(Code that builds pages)
______________________________

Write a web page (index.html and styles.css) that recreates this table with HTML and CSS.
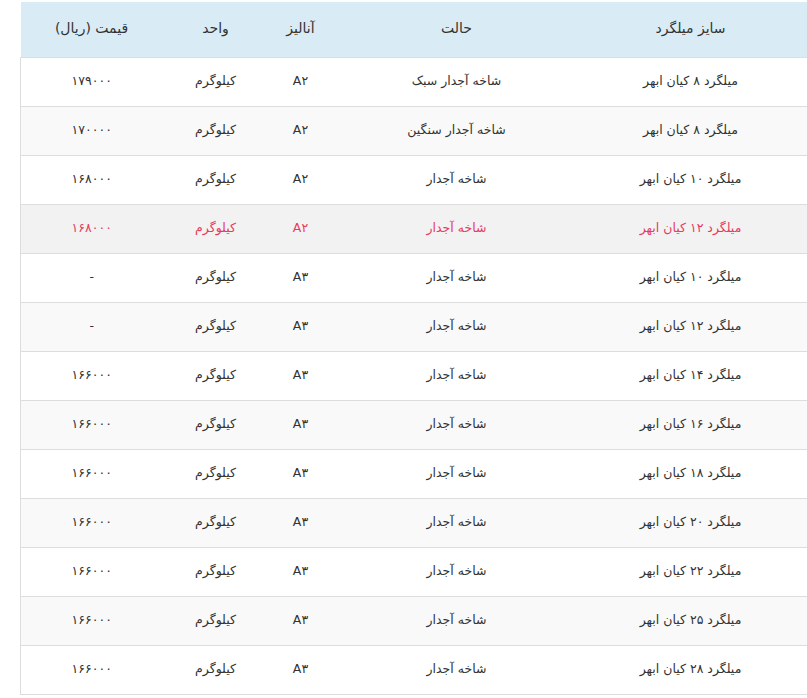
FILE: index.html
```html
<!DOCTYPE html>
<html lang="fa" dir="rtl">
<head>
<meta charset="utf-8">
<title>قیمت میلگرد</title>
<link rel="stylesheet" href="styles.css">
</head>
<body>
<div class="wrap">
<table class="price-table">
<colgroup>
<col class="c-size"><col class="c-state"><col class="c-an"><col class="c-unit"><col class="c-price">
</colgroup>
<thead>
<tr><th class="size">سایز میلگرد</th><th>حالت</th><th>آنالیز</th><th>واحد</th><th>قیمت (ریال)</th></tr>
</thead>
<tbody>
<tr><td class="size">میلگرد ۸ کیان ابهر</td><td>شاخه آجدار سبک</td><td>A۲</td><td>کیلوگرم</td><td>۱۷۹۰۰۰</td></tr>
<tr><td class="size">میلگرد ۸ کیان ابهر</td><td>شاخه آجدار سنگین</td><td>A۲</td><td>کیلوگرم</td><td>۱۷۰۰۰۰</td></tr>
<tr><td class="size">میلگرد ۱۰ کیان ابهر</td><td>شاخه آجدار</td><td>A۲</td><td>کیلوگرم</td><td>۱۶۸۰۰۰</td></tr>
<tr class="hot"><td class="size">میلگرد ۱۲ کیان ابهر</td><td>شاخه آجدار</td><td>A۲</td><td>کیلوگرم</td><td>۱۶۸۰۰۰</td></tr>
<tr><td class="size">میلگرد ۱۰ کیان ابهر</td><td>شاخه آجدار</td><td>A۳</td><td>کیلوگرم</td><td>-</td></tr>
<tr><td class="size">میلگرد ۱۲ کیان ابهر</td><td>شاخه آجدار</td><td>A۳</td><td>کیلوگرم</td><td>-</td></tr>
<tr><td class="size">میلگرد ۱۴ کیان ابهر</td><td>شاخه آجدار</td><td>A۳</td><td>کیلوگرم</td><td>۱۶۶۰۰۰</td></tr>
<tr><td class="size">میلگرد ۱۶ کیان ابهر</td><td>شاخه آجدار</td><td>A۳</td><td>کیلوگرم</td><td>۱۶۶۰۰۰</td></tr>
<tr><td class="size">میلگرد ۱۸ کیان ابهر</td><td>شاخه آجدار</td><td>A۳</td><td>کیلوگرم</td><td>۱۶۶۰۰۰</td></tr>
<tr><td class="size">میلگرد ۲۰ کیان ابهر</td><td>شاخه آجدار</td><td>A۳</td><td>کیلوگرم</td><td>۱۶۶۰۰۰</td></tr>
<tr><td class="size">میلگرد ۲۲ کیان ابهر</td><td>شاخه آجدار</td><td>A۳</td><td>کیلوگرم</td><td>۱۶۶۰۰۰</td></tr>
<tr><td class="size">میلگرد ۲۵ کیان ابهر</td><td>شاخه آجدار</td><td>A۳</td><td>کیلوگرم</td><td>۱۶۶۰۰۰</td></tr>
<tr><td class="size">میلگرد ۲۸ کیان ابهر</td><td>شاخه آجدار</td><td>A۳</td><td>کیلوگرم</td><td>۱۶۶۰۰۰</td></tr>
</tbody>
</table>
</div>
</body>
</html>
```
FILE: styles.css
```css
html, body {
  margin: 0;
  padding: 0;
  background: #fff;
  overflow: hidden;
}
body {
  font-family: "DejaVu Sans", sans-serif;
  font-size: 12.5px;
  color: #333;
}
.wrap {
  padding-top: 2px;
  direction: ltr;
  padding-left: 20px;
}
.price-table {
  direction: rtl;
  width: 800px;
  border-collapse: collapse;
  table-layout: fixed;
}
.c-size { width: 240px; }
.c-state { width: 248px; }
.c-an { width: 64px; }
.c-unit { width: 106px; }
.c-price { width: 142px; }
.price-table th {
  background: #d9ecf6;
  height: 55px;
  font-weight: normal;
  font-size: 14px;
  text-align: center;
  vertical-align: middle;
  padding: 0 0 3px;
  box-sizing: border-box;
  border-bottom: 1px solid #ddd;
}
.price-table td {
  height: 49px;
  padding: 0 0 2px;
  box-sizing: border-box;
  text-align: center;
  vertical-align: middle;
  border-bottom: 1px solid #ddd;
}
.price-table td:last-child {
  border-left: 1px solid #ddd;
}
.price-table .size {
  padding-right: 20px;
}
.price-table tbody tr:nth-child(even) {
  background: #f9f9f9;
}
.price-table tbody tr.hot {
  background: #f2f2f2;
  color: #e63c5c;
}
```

______________________________

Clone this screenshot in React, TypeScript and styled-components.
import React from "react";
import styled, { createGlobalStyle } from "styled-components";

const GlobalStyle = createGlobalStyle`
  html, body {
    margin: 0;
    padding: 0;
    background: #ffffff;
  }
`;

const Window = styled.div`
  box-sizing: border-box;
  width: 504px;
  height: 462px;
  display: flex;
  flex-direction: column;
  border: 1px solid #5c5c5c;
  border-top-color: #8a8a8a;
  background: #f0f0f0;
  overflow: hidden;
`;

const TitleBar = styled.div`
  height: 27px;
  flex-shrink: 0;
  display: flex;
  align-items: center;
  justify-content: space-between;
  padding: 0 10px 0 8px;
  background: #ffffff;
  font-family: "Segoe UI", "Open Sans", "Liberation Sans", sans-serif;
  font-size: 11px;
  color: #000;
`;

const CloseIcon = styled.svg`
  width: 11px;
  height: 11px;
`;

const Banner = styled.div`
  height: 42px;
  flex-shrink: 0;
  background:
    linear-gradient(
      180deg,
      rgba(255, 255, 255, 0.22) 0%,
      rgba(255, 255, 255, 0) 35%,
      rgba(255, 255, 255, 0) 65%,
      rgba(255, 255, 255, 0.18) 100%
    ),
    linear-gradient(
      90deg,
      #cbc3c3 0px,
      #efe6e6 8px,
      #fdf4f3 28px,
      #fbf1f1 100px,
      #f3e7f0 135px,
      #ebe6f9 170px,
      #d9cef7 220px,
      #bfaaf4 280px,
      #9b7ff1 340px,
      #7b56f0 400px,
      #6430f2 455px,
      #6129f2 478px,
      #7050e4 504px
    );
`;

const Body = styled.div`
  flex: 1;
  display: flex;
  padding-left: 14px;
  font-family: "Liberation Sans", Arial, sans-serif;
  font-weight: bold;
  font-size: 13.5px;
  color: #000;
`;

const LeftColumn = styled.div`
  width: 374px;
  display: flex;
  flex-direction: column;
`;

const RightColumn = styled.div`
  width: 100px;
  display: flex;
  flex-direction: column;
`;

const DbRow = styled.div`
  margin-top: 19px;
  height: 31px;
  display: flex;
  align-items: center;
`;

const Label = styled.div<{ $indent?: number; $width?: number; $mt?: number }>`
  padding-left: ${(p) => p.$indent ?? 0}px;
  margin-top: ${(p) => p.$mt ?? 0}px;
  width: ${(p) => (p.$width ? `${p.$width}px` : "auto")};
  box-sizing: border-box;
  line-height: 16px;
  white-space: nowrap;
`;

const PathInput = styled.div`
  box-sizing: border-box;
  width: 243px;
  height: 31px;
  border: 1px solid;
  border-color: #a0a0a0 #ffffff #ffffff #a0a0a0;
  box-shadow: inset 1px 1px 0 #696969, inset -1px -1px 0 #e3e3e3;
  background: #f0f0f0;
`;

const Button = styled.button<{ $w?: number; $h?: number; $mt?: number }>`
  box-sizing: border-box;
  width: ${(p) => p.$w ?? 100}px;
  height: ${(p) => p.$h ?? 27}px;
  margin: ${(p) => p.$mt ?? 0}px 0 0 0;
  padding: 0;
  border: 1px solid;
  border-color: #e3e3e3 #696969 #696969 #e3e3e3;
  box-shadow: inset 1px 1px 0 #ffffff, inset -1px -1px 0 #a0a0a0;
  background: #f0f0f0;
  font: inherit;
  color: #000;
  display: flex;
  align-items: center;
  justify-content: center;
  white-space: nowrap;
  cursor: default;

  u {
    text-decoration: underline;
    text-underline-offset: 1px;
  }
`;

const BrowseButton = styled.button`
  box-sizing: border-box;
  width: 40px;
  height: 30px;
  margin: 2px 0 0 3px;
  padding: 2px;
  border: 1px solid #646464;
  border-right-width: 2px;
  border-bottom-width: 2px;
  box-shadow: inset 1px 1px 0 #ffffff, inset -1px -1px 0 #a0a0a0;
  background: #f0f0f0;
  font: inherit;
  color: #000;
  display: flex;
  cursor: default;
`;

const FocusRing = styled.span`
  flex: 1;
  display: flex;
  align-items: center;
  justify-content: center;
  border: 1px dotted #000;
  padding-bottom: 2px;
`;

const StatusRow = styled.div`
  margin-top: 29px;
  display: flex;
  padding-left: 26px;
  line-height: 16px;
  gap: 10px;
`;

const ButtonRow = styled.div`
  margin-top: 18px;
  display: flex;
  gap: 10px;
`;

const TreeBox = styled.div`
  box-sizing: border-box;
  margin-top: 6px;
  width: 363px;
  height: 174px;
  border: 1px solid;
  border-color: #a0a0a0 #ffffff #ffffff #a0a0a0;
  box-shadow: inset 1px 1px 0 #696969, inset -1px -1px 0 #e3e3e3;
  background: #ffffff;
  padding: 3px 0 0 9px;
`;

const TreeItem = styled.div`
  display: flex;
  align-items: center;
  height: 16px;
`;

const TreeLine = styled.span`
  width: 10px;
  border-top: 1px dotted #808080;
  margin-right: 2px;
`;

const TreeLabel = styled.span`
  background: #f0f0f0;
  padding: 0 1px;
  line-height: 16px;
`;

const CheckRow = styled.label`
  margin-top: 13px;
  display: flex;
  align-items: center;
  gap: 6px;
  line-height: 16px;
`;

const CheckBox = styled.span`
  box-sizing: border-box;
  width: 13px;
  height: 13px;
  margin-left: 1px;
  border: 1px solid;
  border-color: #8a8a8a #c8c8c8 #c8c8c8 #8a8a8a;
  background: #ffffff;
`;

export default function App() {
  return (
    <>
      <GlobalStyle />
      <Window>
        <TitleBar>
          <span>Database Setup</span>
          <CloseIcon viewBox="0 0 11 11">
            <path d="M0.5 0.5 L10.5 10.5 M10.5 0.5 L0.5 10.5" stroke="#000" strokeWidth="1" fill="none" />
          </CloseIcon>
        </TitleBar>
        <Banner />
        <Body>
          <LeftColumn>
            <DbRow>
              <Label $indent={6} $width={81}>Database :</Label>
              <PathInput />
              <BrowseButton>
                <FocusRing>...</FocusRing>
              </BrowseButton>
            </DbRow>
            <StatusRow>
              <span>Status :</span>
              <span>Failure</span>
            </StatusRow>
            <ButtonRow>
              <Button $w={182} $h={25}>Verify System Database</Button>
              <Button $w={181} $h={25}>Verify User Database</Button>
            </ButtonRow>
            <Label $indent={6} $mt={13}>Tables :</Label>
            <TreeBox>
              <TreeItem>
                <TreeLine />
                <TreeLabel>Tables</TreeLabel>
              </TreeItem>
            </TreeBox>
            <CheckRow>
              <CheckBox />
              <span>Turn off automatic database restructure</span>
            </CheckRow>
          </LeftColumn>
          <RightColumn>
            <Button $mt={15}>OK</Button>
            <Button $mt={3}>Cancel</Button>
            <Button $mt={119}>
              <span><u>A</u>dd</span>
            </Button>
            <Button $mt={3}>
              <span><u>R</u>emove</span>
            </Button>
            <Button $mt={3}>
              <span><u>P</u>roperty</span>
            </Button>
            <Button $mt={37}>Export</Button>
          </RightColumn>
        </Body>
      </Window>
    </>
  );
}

______________________________

Task prompt: Write out each line of the data that holds the string "React".

Exercise answer:
Clone this screenshot in React, TypeScript and styled-components.
import React from "react";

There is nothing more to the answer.